One key point for consideration will be whether the additional tax charged should be at the level of the minimum tax rate or up to the full rate of the country taxing the amount, under an income inclusion or undertaxed payment rule. It will also be necessary for the OECD to consider whether there should be an exemption for genuine economic activities, in line with the European Court of Justice’s CFC decision in Cadbury Schweppes.

This proposal goes further than addressing the tax challenges of the digitalised economy and may apply to businesses in any sector. Pascal Saint-Amans commented that Germany and France are two of the advocates of this proposal.

Certainty and double taxation

A welcome development in the Consultation Document is the emphasis on countries’ commitment to avoiding double taxation and providing certainty, including the recognition of the need for effective dispute resolution. There is also acknowledgement of the benefits of simplicity from both a business compliance and tax authority administrative perspective.

What happens next?

The proposals outlined in the Consultation Document are varied, with a potentially wide scope, and are at an early stage of development with all detailed design work still to be done.

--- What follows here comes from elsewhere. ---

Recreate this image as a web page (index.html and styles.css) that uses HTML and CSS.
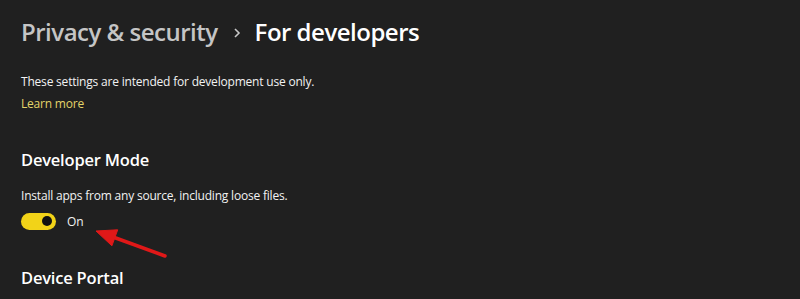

While the Consultation Paper does not represent any agreement on the way forward, it is a signal from the OECD Inclusive Framework countries that they will try to work together to come up with a unified, long-term solution. Such a long-term solution has to be in the interests of businesses, as the alternative is the proliferation of uncoordinated and unilateral measures, including at the turnover rather than profit levels. Following the consultation process and a public meeting at the OECD in Paris on 13-14 March, the TFDE will report to G20 Finance Ministers in June and agree a work plan for the next 18 months, with a consensus solution to be agreed upon by the end of 2020. Given the potentially wide ambit of the proposals and fast pace of development of fundamental new rules, businesses will need to follow developments closely.